**What is required:** Copy only what lies from the line containing "Write a component" through the line containing "leading-[18px] font-medium text-[#374151]" in the entries below, keeping both end lines exact and dropping every picture.
>> Start Material for this task
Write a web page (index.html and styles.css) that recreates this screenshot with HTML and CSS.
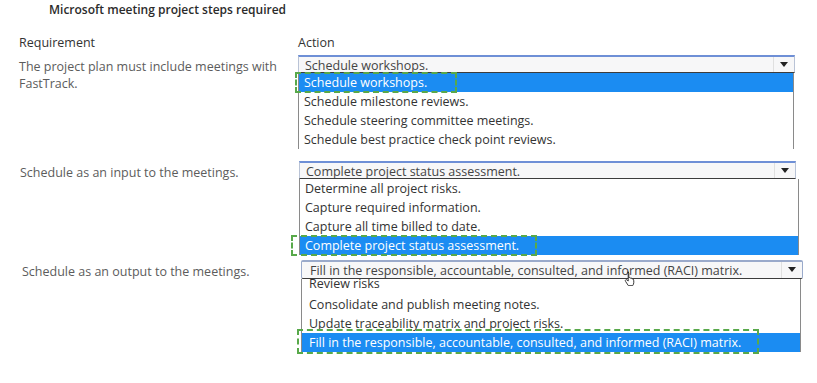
FILE: index.html
```html
<!DOCTYPE html>
<html lang="en">
<head>
    <meta charset="UTF-8">
    <title>Microsoft meeting project steps required</title>
    <link rel="stylesheet" href="styles.css">
</head>
<body>
    <div class="title">Microsoft meeting project steps required</div>

    <div class="row head">
        <div class="req">Requirement</div>
        <div class="act">Action</div>
    </div>

    <!-- pregunta 1 -->
    <div class="row r1">
        <div class="req">The project plan must include meetings with FastTrack.</div>
        <div class="act">
            <div class="select">
                <span class="value">Schedule workshops.</span>
                <span class="arrow"></span>
            </div>
            <ul class="list">
                <li class="picked">Schedule workshops.<span class="mark m1"></span></li>
                <li>Schedule milestone reviews.</li>
                <li>Schedule steering committee meetings.</li>
                <li>Schedule best practice check point reviews.</li>
            </ul>
        </div>
    </div>

    <!-- pregunta 2 -->
    <div class="row r2">
        <div class="req">Schedule as an input to the meetings.</div>
        <div class="act">
            <div class="select">
                <span class="value">Complete project status assessment.</span>
                <span class="arrow"></span>
            </div>
            <ul class="list">
                <li>Determine all project risks.</li>
                <li>Capture required information.</li>
                <li>Capture all time billed to date.</li>
                <li class="picked">Complete project status assessment.<span class="mark m2"></span></li>
            </ul>
        </div>
    </div>

    <!-- pregunta 3 -->
    <div class="row r3">
        <div class="req">Schedule as an output to the meetings.</div>
        <div class="act">
            <div class="select">
                <span class="value">Fill in the responsible, accountable, consulted, and informed (RACI) matrix.</span>
                <span class="arrow"></span>
                <svg class="cursor" width="12" height="15" viewBox="0 0 12 15">
                    <path d="M3.5 1.2c.8 0 1.3.5 1.3 1.3v4.3l.3-.1c.7-.3 1.4 0 1.6.6.6-.3 1.3 0 1.5.6.6-.2 1.3.1 1.4.8.1.5.2 1.6.2 2.6 0 1.4-.5 2.5-1.2 3.4H4.4L1.7 10.6c-.5-.6-.5-1.3 0-1.7.5-.4 1.200-.3 1.6.2l.9 1V2.5c0-.8.1-1.300.8-1.3z" fill="#fff" stroke="#222" stroke-width=".9"/>
                </svg>
            </div>
            <ul class="list">
                <li class="cut">Review risks</li>
                <li>Consolidate and publish meeting notes.</li>
                <li>Update traceability matrix and project risks.</li>
                <li class="picked">Fill in the responsible, accountable, consulted, and informed (RACI) matrix.<span class="mark m3"></span></li>
            </ul>
        </div>
    </div>
</body>
</html>
```

FILE: styles.css
```css
body {
    margin: 0;
    background-color: #fff;
    font-family: "Open Sans", Arial, sans-serif;
    font-size: 12.5px;
    color: #333;
    width: 817px;
    height: 383px;
    overflow: hidden;
}

.title {
    height: 30px;
    line-height: 20px;
    padding-left: 49px;
    font-size: 12px;
    font-weight: 600;
    color: #2b2b2b;
}

.row {
    display: flex;
}
.req {
    width: 279px;
    padding-left: 19px;
    color: #5c5c5c;
    line-height: 17px;
    padding-top: 3px;
}
.act {
    width: 500px;
}

.head {
    height: 25px;
}
.head .req,
.head .act {
    padding-top: 0;
    line-height: 26px;
    color: #333;
}

.r1 { margin-bottom: 12px; }
.r2 { margin-bottom: 5px; }
.r2 .req { padding-left: 20px; }
.r3 .req { padding-left: 22px; }

/* caja del select */
.select {
    position: relative;
    display: flex;
    align-items: flex-end;
    width: 495px;
    height: 15px;
    border: 1px solid #b9c3d6;
    border-top: 2px solid #6e8fd6;
    border-bottom: 1px solid #3c3c3c;
    background-color: #f7f7f8;
}
.select .value {
    flex: 1;
    padding-left: 6px;
    line-height: 17px;
    height: 15px;
    overflow: hidden;
    white-space: nowrap;
    color: #444;
}
.select .arrow {
    width: 20px;
    height: 15px;
    border-left: 1px solid #e0e0e0;
    position: relative;
}
.select .arrow::after {
    content: "";
    position: absolute;
    left: 6px;
    top: 5px;
    border-left: 4px solid transparent;
    border-right: 4px solid transparent;
    border-top: 5px solid #222;
}
.r3 .select {
    width: 500px;
    height: 16px;
    border-radius: 2px;
    border-color: #9aaacb;
    border-bottom-color: #3c3c3c;
}
.r3 .select .value {
    height: 16px;
    line-height: 18px;
    padding-left: 8px;
}
.r3 .select .arrow { height: 16px; }

.cursor {
    position: absolute;
    left: 322px;
    top: 9px;
}

/* lista desplegada */
.list {
    list-style: none;
    margin: 0;
    padding: 0;
    width: 494px;
    border-left: 1px solid #8a8a8a;
    border-right: 1px solid #8a8a8a;
}
.r2 .list,
.r3 .list { width: 498px; }
.list li {
    position: relative;
    height: 19px;
    line-height: 19px;
    padding-left: 5px;
    color: #333;
    white-space: nowrap;
}
.list li.cut {
    height: 16px;
    line-height: 10px;
    overflow: hidden;
}
.list li.picked {
    background-color: #1b8cf2;
    color: #fff;
}
.r3 .list li { padding-left: 7px; }

/* marco verde punteado */
.mark {
    position: absolute;
    top: -1px;
    height: 17px;
    border: 2px dashed #58a94a;
}
.m1 { left: -4px; width: 158px; }
.m2 { left: -9px; width: 242px; }
.m3 { left: -5px; width: 458px; top: -4px; height: 21px; }
```
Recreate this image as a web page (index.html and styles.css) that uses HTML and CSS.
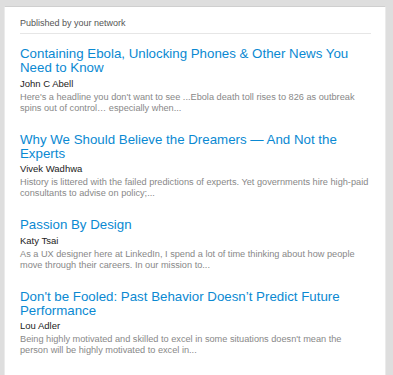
FILE: index.html
```html
<!DOCTYPE html>
<html>

<head>
    <title>Published by your network</title>
    <link rel="stylesheet" href="styles.css">
</head>

<body>
    <div class="card">
        <h3 class="card-head">Published by your network</h3>

        <ul class="posts">
            <li class="post">
                <a class="post-title" href="#">Containing Ebola, Unlocking Phones &amp; Other News You Need to Know</a>
                <div class="post-author">John C Abell</div>
                <p class="post-text">Here's a headline you don't want to see ...Ebola death toll rises to 826 as outbreak spins out of control… especially when...</p>
            </li>
            <li class="post">
                <a class="post-title" href="#">Why We Should Believe the Dreamers — And Not the Experts</a>
                <div class="post-author">Vivek Wadhwa</div>
                <p class="post-text">History is littered with the failed predictions of experts. Yet governments hire high-paid consultants to advise on policy;...</p>
            </li>
            <li class="post">
                <a class="post-title" href="#">Passion By Design</a>
                <div class="post-author">Katy Tsai</div>
                <p class="post-text">As a UX designer here at LinkedIn, I spend a lot of time thinking about how people move through their careers. In our mission to...</p>
            </li>
            <li class="post">
                <a class="post-title" href="#">Don't be Fooled: Past Behavior Doesn’t Predict Future Performance</a>
                <div class="post-author">Lou Adler</div>
                <p class="post-text">Being highly motivated and skilled to excel in some situations doesn't mean the person will be highly motivated to excel in...</p>
            </li>
        </ul>
    </div>
</body>

</html>
```

FILE: styles.css
```css
body {
    margin: 0;
    background-color: #dedede;
    font-family: "Liberation Sans", Arial, sans-serif;
}

.card {
    margin: 6px 7px 0 4px;
    min-height: 369px;
    box-sizing: border-box;
    padding: 0 14px 0 15px;
    background-color: #fff;
    border-top: 1px solid #cfcfcf;
    border-left: 1px solid #ebebeb;
    border-right: 1px solid #ebebeb;
}

.card-head {
    margin: 0;
    padding: 10px 0 4px 0;
    font-size: 9px;
    line-height: 12px;
    font-weight: normal;
    color: #555;
    border-bottom: 1px solid #e6e6e6;
}

.posts {
    list-style: none;
    margin: 13px 0 0 0;
    padding: 0;
}

.post {
    margin-bottom: 19px;
}

.post-title {
    display: block;
    font-size: 13.3px;
    line-height: 14px;
    color: #0a89d2;
    text-decoration: none;
}

.post-author {
    margin-top: 1.5px;
    font-size: 9.5px;
    line-height: 14px;
    color: #222;
}

.post-text {
    margin: 1px 0 0 0;
    font-size: 9.2px;
    line-height: 11px;
    color: #888;
}
```
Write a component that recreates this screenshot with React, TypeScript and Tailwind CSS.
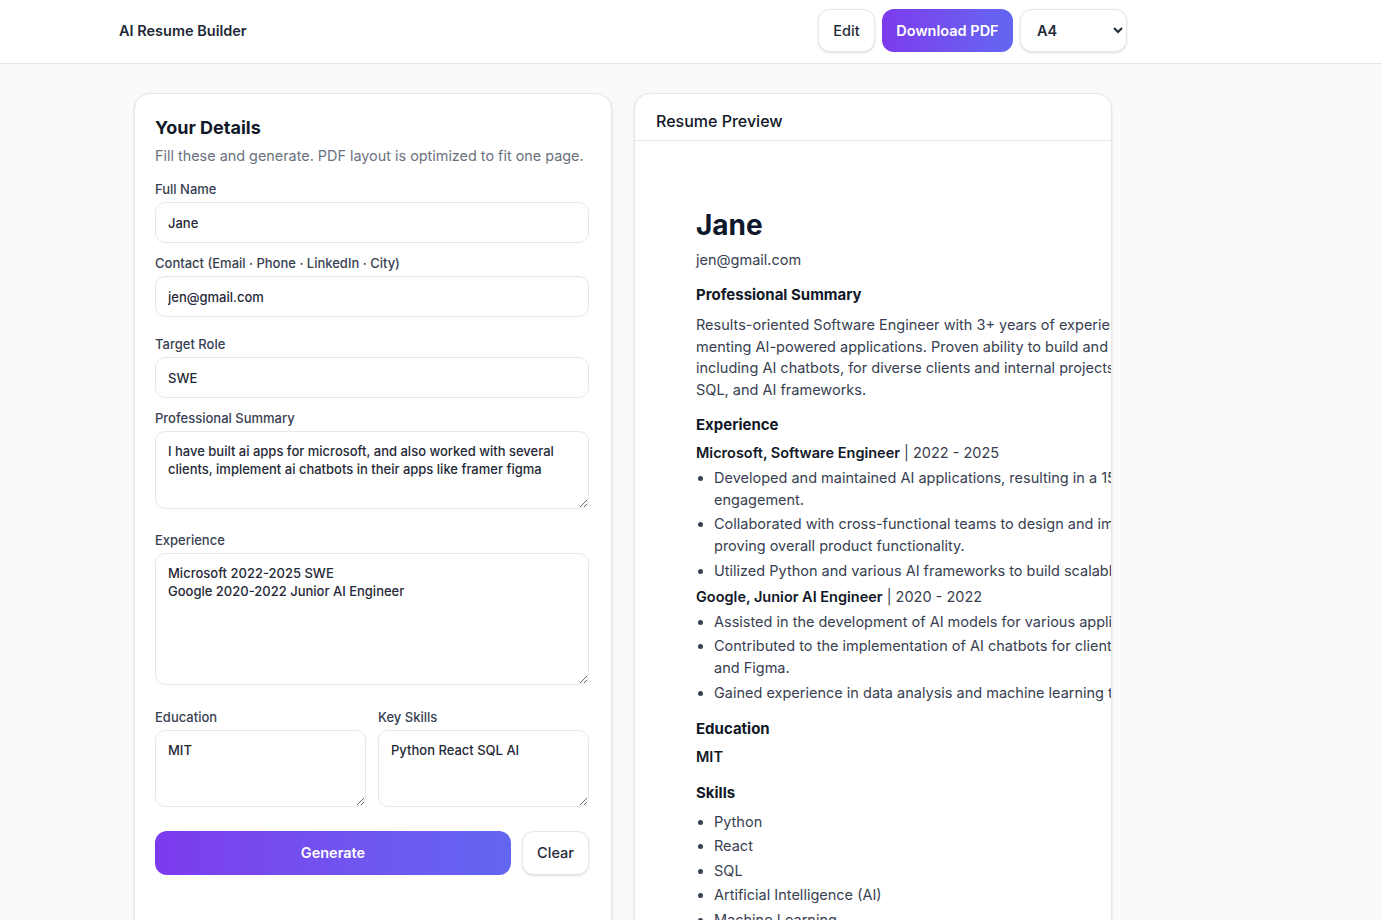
import React from "react";

const inputCls =
  "w-full h-[41px] rounded-[10px] border border-[#e5e7eb] bg-white px-3 text-[13px] font-medium text-[#1f2937] outline-none";
const areaCls =
  "block w-full rounded-[10px] border border-[#e5e7eb] bg-white px-3 pt-[10px] text-[13px] leading-[18px] font-medium text-[#1f2937] outline-none";
const labelCls = "block text-[13px] leading-[18px] font-medium text-[#374151] mb-1";

function Field(p: { label: string; className?: string; children: React.ReactNode }) {
  return (
    <div className={p.className}>
      <label className={labelCls}>{p.label}</label>
      {p.children}
    </div>
  );
}

function Heading(p: { children: React.ReactNode; className?: string }) {
  return <h3 className={"text-[15px] leading-[22px] font-bold text-[#111827] " + (p.className ?? "")}>{p.children}</h3>;
}

export default function App() {
  return (
    <div className="min-h-screen bg-[#f8fafc] font-[family-name:Inter,sans-serif] text-[#1f2937]">
      <header className="h-16 bg-white border-b border-[#e5e7eb]">
        <div className="ml-[119px] w-[1008px] h-full pb-[2px] flex items-center justify-between">
          <div className="text-[14.5px] font-semibold text-[#1f2937]">AI Resume Builder</div>
          <div className="flex items-center gap-[7px]">
            <button className="h-[43px] w-[57px] rounded-xl border border-[#e5e7eb] bg-white shadow-sm text-[14.5px] font-medium text-[#1f2937]">
              Edit
            </button>
            <button className="h-[43px] w-[131px] rounded-xl bg-linear-to-r from-[#7c3aed] to-[#6366f1] text-[14.5px] font-semibold text-white">
              Download PDF
            </button>
            <select
              defaultValue="A4"
              className="h-[43px] w-[107px] pl-[12px] pr-[6px] rounded-xl border border-[#e5e7eb] bg-white shadow-sm text-[14.5px] font-semibold text-[#1f2937]"
            >
              <option>A4</option>
              <option>Letter</option>
            </select>
          </div>
        </div>
      </header>

      <main className="ml-[134px] w-[978px] grid grid-cols-2 gap-[22px] pt-[29px] pb-10">
        <section className="bg-white rounded-2xl border border-[#e5e7eb] shadow-sm pl-[20px] pr-[22px] pt-[20px] pb-[60px]">
          <h2 className="text-[18px] leading-[28px] font-bold text-[#111827]">Your Details</h2>
          <p className="mt-[4px] text-[14.4px] leading-[20px] text-[#6b7280]">
            Fill these and generate. PDF layout is optimized to fit one page.
          </p>

          <Field label="Full Name" className="mt-[14px]">
            <input className={inputCls} defaultValue="Jane" />
          </Field>
          <Field label="Contact (Email · Phone · LinkedIn · City)" className="mt-[11px]">
            <input className={inputCls} defaultValue="jen@gmail.com" />
          </Field>
          <Field label="Target Role" className="mt-[18px]">
            <input className={inputCls} defaultValue="SWE" />
          </Field>
          <Field label="Professional Summary" className="mt-[11px]">
            <textarea
              spellCheck={false}
              className={areaCls + " h-[78px]"}
              defaultValue="I have built ai apps for microsoft, and also worked with several clients, implement ai chatbots in their apps like framer figma"
            />
          </Field>
          <Field label="Experience" className="mt-[22px]">
            <textarea
              spellCheck={false}
              className={areaCls + " h-[132px]"}
              defaultValue={"Microsoft 2022-2025 SWE\nGoogle 2020-2022 Junior AI Engineer"}
            />
          </Field>
          <div className="mt-[23px] grid grid-cols-2 gap-3">
            <Field label="Education">
              <textarea spellCheck={false} className={areaCls + " h-[77px]"} defaultValue="MIT" />
            </Field>
            <Field label="Key Skills">
              <textarea spellCheck={false} className={areaCls + " h-[77px]"} defaultValue="Python React SQL AI" />
            </Field>
          </div>

          <div className="mt-[24px] flex gap-[11px]">
            <button className="flex-1 h-[44px] rounded-xl bg-linear-to-r from-[#7c3aed] to-[#6366f1] text-[14.5px] font-semibold text-white">
              Generate
            </button>
            <button className="w-[67px] h-[44px] rounded-xl border border-[#e5e7eb] bg-white shadow-sm text-[14.5px] font-medium text-[#1f2937]">
              Clear
            </button>
          </div>
        </section>

        <section className="bg-white rounded-2xl border border-[#e5e7eb] shadow-sm overflow-hidden">
          <div className="h-[47px] px-[21px] pt-[15px] border-b border-[#e5e7eb]">
            <h2 className="text-[16px] leading-[24px] font-medium text-[#111827]">Resume Preview</h2>
          </div>
          <div className="w-[794px] pl-[61px] pt-[67px] pb-10 text-[14.5px] leading-[22px] text-[#374151] whitespace-nowrap">
            <h1 className="text-[28px] leading-[34px] font-bold text-[#0f172a]">Jane</h1>
            <p className="mt-[7px]">jen@gmail.com</p>

            <Heading className="mt-[13px]">Professional Summary</Heading>
            <p className="mt-[8px] leading-[21.7px]">
              Results-oriented Software Engineer with 3+ years of experience in developing and imple-
              <br />
              menting AI-powered applications. Proven ability to build and deploy scalable solutions,
              <br />
              including AI chatbots, for diverse clients and internal projects. Skilled in Python, React,
              <br />
              SQL, and AI frameworks.
            </p>

            <Heading className="mt-[13px]">Experience</Heading>
            <p className="mt-[6px]">
              <span className="font-semibold text-[#111827]">Microsoft, Software Engineer</span> | 2022 - 2025
            </p>
            <ul className="mt-[3px] list-disc pl-[18px] flex flex-col gap-[2.5px]">
              <li>
                Developed and maintained AI applications, resulting in a 15% increase in user
                <br />
                engagement.
              </li>
              <li>
                Collaborated with cross-functional teams to design and implement AI chatbots, im-
                <br />
                proving overall product functionality.
              </li>
              <li>Utilized Python and various AI frameworks to build scalable solutions.</li>
            </ul>
            <p className="mt-[4px]">
              <span className="font-semibold text-[#111827]">Google, Junior AI Engineer</span> | 2020 - 2022
            </p>
            <ul className="mt-[3px] list-disc pl-[18px] flex flex-col gap-[2.5px]">
              <li>Assisted in the development of AI models for various applications.</li>
              <li>
                Contributed to the implementation of AI chatbots for clients, including Framer
                <br />
                and Figma.
              </li>
              <li>Gained experience in data analysis and machine learning techniques.</li>
            </ul>

            <Heading className="mt-[14px]">Education</Heading>
            <p className="mt-[6px] font-semibold text-[#111827]">MIT</p>

            <Heading className="mt-[14px]">Skills</Heading>
            <ul className="mt-[7px] list-disc pl-[18px] flex flex-col gap-[2.5px]">
              <li>Python</li>
              <li>React</li>
              <li>SQL</li>
              <li>Artificial Intelligence (AI)</li>
              <li>Machine Learning</li>
            </ul>
          </div>
        </section>
      </main>
    </div>
  );
}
>> End Material for this task
**Answer:**
Write a component that recreates this screenshot with React, TypeScript and Tailwind CSS.
import React from "react";

const inputCls =
  "w-full h-[41px] rounded-[10px] border border-[#e5e7eb] bg-white px-3 text-[13px] font-medium text-[#1f2937] outline-none";
const areaCls =
  "block w-full rounded-[10px] border border-[#e5e7eb] bg-white px-3 pt-[10px] text-[13px] leading-[18px] font-medium text-[#1f2937] outline-none";
const labelCls = "block text-[13px] leading-[18px] font-medium text-[#374151] mb-1";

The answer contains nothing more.